Sir Arthur n’est pas ce qu’on appelle un homme populaire. La main de fer comporte mal le gant de velours, et, d’ailleurs, chacun de nous a les défauts de ses qualités. J’insiste sur ce point, parce que j’entends émettre sur son activité des jugemens téméraires, peu bienveillans, souvent même absolument injustes. Mais l’homme d’état, rompu aux luttes avec les passions éphémères, reste impassible en présence de semblables attaques. Ce n’est pas au présent qu’il demande une appréciation impartiale de ses actes. La presse, cette grande puissance, il le sait bien, fait l’opinion du jour. L’histoire fait l’opinion des siècles. Le journaliste écrit sur des feuilles de papier que la brise du lendemain enlèvera. L’histoire grave ses verdicts sur l’airain et sur le marbre.

Le problème à résoudre était, je le répète, unique dans son genre.
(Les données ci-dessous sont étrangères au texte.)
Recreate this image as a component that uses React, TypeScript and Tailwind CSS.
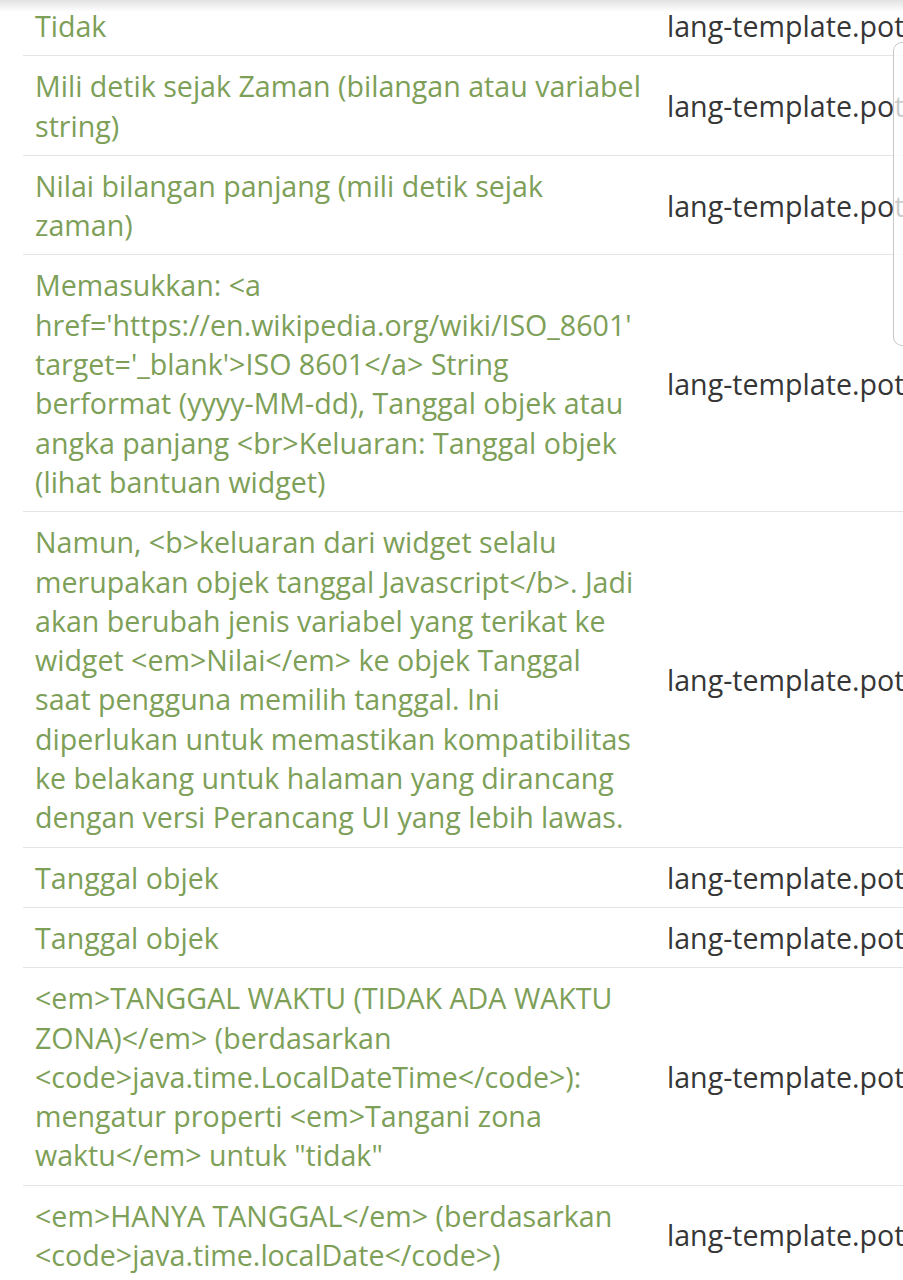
import React from 'react';

interface Row {
  text: React.ReactNode;
  file: string;
}

const rows: Row[] = [
  { text: 'Tidak', file: 'lang-template.pot' },
  { text: 'Mili detik sejak Zaman (bilangan atau variabel string)', file: 'lang-template.pot' },
  {
    text: (
      <>
        Nilai bilangan panjang (mili detik sejak
        <br />
        zaman)
      </>
    ),
    file: 'lang-template.pot',
  },
  {
    text: "Memasukkan: <a href='https://en.wikipedia.org/wiki/ISO_8601' target='_blank'>ISO 8601</a> String berformat (yyyy-MM-dd), Tanggal objek atau angka panjang <br>Keluaran: Tanggal objek (lihat bantuan widget)",
    file: 'lang-template.pot',
  },
  {
    text: 'Namun, <b>keluaran dari widget selalu merupakan objek tanggal Javascript</b>. Jadi akan berubah jenis variabel yang terikat ke widget <em>Nilai</em> ke objek Tanggal saat pengguna memilih tanggal. Ini diperlukan untuk memastikan kompatibilitas ke belakang untuk halaman yang dirancang dengan versi Perancang UI yang lebih lawas.',
    file: 'lang-template.pot',
  },
  { text: 'Tanggal objek', file: 'lang-template.pot' },
  { text: 'Tanggal objek', file: 'lang-template.pot' },
  {
    text: '<em>TANGGAL WAKTU (TIDAK ADA WAKTU ZONA)</em> (berdasarkan <code>java.time.LocalDateTime</code>): mengatur properti <em>Tangani zona waktu</em> untuk "tidak"',
    file: 'lang-template.pot',
  },
  {
    text: '<em>HANYA TANGGAL</em> (berdasarkan <code>java.time.localDate</code>)',
    file: 'lang-template.pot',
  },
];

const App: React.FC = () => {
  return (
    <div
      className="relative w-[903px] h-[1280px] overflow-hidden bg-white"
      style={{ fontFamily: '"Open Sans", "Noto Sans", sans-serif' }}
    >
      <div className="pl-[23px] -mt-[4px]">
        <table className="table-fixed border-collapse w-[1000px] text-[28.6px] leading-[39.3px]">
          <colgroup>
            <col className="w-[632px]" />
            <col className="w-[368px]" />
          </colgroup>
          <tbody>
            {rows.map((r, i) => (
              <tr key={i} className={i > 0 ? 'border-t border-[#e4e4e4]' : ''}>
                <td className="align-top px-3 py-2.5 text-[#7d9f58] break-words">{r.text}</td>
                <td className="align-middle px-3 py-2.5 text-[#363636] whitespace-nowrap">{r.file}</td>
              </tr>
            ))}
          </tbody>
        </table>
      </div>

      {/* top edge shadow */}
      <div className="absolute top-0 left-0 right-0 h-[12px] bg-gradient-to-b from-[#e2e2e2] to-transparent" />

      {/* scroll handle overlay */}
      <div className="absolute left-[893px] top-[42px] w-[24px] h-[304px] rounded-[9px] border border-[#c8c8c8] bg-white/75" />
    </div>
  );
};

export default App;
Il s’agissait de diriger dans une certaine mesure, de protéger contre les indigènes et contre eux-mêmes, les membres européens de la colonie naissante, composée, alors encore, des éléments qu’on sait ; et, de l’autre côté, de sauvegarder les intérêts des aborigènes, de mettre fin aux actes de violence commis par des blancs, et aussi aux guerres perpétuelles entre tribus sauvages à peine arrachées à la barbarie ; car, n’en déplaise à leurs amis enthousiastes, des anthropophages de la veille, sinon du jour, sont des barbares. La paix établie, il fallait la consolider. Il fallait dompter la bête fauve, et comme les moyens mis à la disposition du gouverneur par la métropole, — qui n’est plus une bonne mère nourricière, mais la gardienne jalouse des deniers publics, — comme ces moyens étaient fort limités, il fallut se décharger sur ces catéchumènes de la civilisation d’une partie de l’administration ; et, on ne pouvait y parvenir qu’en conservant autant que possible, au lieu de faire table rase, l’ancienne constitution, c’est-à-dire les us et coutumes, les notions et les traditions indigènes. Sir Arthur n’avait sous la main ni bureaucratie anglaise, ni gros bataillons, ni grosses pièces. Il fallait gouverner avec des élémens indigènes auxquels furent adjoints quelques magistrats anglais. Ces élémens indigènes ne pouvaient être que les chefs dont chacun était le maître

  1. Aujourd’hui gouverneur de Ceylan.